Hello I am new to python and this is my first stack overflow post, so I apologize if this question has been answered elsewhere (I'm not entirely sure how to search for this topic, feel free to drop a link if it is).

I'm creating an adventure game and I want the user to choose different paths within a house.

I want the user to be able to travel back and forth between room A and room B, however I want different dialogue to appear based on how many times a user has entered room A or room B. If its the first time, I want the function to print (option 1), but if the user enters >1 time i want the function to print (option 2)

I've figured out how to travel back and forth between the 2 rooms, but I don't get different dialogue options if I enter either room >1 times with my current increment code. Does it have to do with the fact that I exit the room_A function when i 'travel to room_B'?

Any help would be greatly appreciated!

def room_A():
     room_A_count = 0

# - if this is the first time the user enters the room, this code runs...
     if room_A_count == 0:
          print ("You enter room A")
          print ("What would you like to do?")
          print ("1. Enter room B")
          print ("2. nothing")
          room_A_choice = input("Choice: ")

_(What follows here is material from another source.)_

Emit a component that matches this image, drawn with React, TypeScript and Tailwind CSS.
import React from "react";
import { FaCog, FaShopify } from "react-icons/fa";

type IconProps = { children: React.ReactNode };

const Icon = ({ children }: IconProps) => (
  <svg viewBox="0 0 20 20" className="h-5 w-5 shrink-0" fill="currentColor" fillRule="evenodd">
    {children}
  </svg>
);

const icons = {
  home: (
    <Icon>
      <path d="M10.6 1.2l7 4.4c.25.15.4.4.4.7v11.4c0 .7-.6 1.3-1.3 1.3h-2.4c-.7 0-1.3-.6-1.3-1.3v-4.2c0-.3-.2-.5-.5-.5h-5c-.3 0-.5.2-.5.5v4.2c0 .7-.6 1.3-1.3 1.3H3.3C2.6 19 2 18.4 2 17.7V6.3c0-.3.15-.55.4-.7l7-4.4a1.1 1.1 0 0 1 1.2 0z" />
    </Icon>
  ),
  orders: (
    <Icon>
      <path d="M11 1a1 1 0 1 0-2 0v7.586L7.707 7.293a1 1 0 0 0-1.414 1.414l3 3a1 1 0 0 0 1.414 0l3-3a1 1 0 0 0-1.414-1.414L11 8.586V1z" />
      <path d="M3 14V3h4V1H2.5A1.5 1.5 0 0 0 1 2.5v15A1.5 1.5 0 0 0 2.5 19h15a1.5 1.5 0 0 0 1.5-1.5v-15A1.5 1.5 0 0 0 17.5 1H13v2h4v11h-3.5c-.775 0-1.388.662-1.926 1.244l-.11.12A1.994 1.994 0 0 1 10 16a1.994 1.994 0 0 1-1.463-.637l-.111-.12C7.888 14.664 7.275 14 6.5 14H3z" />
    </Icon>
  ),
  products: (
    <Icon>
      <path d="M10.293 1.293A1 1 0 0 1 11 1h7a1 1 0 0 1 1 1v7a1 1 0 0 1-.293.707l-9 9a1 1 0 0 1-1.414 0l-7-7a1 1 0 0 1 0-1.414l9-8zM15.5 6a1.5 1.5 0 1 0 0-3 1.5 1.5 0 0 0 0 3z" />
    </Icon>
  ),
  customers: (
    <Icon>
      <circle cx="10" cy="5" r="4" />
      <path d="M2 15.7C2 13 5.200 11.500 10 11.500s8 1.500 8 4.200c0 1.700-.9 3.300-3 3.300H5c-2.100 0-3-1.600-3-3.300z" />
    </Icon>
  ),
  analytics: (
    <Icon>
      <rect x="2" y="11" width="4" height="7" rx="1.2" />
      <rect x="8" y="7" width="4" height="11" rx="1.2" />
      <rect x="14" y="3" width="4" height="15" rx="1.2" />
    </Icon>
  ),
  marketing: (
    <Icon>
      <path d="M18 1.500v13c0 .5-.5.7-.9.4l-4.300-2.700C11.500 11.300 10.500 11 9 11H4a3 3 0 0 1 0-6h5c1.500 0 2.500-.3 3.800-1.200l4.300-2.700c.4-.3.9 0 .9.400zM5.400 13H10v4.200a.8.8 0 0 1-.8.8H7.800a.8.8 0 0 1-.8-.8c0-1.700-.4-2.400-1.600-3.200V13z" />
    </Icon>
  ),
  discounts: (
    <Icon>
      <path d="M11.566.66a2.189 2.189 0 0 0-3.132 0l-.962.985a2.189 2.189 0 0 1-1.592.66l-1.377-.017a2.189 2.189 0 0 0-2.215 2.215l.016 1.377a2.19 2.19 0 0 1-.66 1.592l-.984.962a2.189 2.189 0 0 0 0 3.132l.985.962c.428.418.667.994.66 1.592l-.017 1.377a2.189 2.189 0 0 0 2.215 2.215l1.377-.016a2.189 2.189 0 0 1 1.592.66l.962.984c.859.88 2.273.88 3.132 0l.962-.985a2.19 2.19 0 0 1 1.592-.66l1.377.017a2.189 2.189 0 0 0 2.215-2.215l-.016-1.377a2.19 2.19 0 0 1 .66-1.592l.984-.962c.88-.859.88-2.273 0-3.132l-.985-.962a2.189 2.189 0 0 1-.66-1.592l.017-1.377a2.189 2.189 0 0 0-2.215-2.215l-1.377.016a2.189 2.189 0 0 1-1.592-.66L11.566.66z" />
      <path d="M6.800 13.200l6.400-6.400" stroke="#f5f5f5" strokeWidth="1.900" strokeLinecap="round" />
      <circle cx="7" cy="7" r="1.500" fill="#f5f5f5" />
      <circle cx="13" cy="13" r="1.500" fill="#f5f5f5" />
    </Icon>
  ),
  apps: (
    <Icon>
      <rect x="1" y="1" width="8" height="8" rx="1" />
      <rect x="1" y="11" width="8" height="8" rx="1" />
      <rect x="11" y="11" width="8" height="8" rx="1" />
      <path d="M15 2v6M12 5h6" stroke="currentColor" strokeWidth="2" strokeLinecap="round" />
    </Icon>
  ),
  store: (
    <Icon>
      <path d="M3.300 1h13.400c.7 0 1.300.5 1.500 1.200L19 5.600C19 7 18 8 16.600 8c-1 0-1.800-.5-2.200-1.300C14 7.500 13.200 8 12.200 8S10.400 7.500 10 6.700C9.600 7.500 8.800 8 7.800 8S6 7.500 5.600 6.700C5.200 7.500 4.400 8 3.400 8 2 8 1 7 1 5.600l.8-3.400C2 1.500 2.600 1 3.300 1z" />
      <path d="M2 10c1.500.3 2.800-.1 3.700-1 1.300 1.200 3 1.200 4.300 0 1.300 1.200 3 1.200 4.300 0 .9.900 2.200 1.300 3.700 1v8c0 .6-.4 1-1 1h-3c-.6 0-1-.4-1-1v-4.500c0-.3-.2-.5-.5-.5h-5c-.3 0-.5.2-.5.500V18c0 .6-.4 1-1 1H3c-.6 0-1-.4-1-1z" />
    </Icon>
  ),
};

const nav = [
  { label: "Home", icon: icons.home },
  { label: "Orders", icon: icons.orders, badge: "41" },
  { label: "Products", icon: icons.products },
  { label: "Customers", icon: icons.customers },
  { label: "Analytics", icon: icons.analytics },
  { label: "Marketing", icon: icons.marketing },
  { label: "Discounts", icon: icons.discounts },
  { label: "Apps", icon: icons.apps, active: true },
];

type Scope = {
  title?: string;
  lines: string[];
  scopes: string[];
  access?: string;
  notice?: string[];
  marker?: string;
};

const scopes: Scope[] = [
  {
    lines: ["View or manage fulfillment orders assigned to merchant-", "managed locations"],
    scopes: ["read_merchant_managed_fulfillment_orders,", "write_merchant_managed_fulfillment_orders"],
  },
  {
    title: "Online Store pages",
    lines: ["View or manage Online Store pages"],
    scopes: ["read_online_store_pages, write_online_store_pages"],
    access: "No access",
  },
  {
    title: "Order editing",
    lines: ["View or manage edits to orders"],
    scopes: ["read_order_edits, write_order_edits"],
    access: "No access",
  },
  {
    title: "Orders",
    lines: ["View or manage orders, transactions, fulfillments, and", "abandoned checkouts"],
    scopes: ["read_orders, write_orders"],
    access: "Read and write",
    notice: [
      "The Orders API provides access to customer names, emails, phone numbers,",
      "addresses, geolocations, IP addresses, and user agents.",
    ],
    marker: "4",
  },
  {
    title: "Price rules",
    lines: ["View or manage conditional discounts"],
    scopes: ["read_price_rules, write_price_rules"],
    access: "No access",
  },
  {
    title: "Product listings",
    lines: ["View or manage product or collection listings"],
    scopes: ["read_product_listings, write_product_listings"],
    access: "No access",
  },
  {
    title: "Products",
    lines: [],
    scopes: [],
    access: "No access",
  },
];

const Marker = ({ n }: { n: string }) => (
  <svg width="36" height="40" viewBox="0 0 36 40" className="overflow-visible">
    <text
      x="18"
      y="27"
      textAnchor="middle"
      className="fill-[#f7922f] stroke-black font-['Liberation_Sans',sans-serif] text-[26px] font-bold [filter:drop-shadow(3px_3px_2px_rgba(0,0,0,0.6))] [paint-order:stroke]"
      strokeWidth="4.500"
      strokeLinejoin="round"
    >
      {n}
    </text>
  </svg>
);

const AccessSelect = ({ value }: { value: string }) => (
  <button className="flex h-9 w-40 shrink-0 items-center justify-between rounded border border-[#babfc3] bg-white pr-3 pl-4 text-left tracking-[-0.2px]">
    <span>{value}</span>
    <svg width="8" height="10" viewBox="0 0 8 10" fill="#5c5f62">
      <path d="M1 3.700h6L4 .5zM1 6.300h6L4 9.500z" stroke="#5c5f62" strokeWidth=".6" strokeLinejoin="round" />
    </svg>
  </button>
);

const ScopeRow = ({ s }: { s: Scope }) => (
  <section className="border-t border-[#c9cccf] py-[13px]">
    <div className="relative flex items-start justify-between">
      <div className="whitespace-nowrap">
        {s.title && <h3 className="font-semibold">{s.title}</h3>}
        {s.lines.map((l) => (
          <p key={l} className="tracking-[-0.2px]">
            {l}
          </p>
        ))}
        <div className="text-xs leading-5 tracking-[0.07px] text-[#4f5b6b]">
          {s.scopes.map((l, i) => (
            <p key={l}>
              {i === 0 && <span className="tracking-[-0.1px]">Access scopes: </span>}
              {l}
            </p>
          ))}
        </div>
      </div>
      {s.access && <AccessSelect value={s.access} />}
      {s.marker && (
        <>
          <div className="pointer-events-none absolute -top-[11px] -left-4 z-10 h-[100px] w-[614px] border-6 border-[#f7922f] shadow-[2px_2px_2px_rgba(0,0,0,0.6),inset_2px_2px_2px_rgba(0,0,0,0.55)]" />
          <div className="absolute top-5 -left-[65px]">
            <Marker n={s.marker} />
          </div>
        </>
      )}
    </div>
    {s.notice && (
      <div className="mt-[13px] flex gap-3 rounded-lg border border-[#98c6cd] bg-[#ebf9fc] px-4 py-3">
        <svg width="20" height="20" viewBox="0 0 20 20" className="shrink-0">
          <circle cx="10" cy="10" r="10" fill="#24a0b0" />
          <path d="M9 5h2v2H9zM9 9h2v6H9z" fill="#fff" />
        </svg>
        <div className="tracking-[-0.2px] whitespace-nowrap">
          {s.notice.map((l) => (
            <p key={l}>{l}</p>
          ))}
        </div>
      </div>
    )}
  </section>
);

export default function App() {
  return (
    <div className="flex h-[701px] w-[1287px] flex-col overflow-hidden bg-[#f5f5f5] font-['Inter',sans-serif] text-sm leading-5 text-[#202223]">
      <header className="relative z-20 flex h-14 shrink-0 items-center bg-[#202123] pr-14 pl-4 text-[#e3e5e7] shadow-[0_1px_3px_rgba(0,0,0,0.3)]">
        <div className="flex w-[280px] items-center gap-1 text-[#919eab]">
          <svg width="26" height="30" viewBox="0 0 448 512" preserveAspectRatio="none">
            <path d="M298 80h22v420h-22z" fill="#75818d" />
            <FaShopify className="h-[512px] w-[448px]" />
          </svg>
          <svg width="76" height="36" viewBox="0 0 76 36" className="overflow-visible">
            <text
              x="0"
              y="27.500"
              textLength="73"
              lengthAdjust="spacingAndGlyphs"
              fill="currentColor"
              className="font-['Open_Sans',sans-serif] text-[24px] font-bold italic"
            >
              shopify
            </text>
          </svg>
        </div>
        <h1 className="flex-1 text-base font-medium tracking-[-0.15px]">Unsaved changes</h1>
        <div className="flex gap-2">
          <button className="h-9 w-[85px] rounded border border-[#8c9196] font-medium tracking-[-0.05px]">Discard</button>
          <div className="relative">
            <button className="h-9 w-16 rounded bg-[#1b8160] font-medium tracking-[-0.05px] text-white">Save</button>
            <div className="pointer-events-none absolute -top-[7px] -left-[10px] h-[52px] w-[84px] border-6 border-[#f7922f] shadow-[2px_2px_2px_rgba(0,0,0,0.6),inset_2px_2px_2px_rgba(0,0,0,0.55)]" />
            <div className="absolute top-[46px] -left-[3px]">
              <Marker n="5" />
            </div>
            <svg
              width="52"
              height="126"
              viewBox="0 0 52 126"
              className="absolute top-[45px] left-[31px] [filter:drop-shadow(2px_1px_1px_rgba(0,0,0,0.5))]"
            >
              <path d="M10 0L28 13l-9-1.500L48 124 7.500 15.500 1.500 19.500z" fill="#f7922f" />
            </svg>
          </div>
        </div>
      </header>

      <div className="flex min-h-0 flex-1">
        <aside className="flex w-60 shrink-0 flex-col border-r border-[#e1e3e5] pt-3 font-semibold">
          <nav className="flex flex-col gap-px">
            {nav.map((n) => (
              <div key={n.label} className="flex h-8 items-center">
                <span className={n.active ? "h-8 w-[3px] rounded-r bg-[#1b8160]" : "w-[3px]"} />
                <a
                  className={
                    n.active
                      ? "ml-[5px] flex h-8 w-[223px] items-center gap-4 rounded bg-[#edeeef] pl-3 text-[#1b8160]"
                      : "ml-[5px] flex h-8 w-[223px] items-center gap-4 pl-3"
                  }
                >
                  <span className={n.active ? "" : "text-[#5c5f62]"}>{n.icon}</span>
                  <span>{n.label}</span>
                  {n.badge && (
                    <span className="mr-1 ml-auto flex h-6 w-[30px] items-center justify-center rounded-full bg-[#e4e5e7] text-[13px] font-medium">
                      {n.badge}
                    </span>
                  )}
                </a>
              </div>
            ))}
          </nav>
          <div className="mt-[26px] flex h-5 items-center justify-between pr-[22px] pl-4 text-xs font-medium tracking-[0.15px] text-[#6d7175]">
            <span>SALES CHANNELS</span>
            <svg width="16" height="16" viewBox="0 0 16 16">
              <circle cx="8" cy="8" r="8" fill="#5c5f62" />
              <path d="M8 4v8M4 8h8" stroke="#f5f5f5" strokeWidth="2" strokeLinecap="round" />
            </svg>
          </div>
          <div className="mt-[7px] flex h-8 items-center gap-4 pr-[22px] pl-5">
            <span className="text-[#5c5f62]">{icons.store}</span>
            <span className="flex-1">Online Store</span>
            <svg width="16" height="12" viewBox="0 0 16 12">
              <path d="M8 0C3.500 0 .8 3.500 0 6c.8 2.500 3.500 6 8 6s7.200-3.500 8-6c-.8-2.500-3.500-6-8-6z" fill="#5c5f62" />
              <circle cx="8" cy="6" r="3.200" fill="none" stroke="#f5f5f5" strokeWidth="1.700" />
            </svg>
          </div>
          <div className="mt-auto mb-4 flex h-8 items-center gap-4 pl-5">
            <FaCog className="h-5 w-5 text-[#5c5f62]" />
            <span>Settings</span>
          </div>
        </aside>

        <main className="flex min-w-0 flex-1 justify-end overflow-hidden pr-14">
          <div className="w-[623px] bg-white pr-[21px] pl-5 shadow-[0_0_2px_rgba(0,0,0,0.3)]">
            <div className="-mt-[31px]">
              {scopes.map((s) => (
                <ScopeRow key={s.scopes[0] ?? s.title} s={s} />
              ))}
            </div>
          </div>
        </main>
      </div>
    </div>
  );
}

          if room_A_choice = "1":
               room_A_count += 1
               # - travel to room B
               room_B()
          elif room_A_choice == "2":
               print ("You do nothing")

# - if the user travels back from Room B to Room A, it prints this message...
     else: 
          print ("You enter room A again") 

Answer 1

One thing I'd say is that a good principle to generally follow is for functions to behave the same way every time you call them. With that being said, one work around could be to store a room_A_count as a global variable. Then pass it into the function as an argument and increment each time.

That's a bit hacky and seems like it could break easy, so I'd propose an object oriented solution-

class RoomA:
    def __init__(self):
        self.room_A_count = 0

    def enter(self):
        if self.room_A_count == 0:
          print ("You enter room A")
          print ("What would you like to do?")
          print ("1. Enter room B")
          print ("2. nothing")
          room_A_choice = input("Choice: ")

          if room_A_choice = "1":
               self.room_A_count += 1
               # - travel to room B
               room_B()
          elif room_A_choice == "2":
               print ("You do nothing")

        else: 
            print ("You enter room A again")

Answer 2

I'm unable to comment, so I apologize if I understand your question right, all you'll need to do is add an if statement where it checks for room_A_choice

          if room_A_choice = ="1":
               room_A_count += 1
               if room_A_count >= 2:
                    # do something
               else : room_B()

Answer 3

You can use function static variables

def room_A():
  if not hasattr(room_A, 'room_A_count'): # check if static variable exists
    room_A.room_A_count = 0               # initialize if doesn't set

  if room_A.room_A_count == 0:  # refers to the funtion static variable
    print ("You enter room A")
    print ("What would you like to do?")
    print ("1. Enter room B")
    print ("2. nothing")
    room_A_choice = input("Choice: ")

    if room_A_choice == "1":
          room_A.room_A_count += 1 # incremention function static variable
          # - travel to room B
          room_B()
    elif room_A_choice == "2":
          print ("You do nothing")

    # - if the user travels back from Room B to Room A, it prints this message...
  else: 
    print ("You enter room A again") 

def room_B():
  print('In room B')

room_A()                 # First call
room_A()                 # Second call

Output

You enter room A
What would you like to do?
1. Enter room B
2. nothing
Choice: 1
In room B
You enter room A again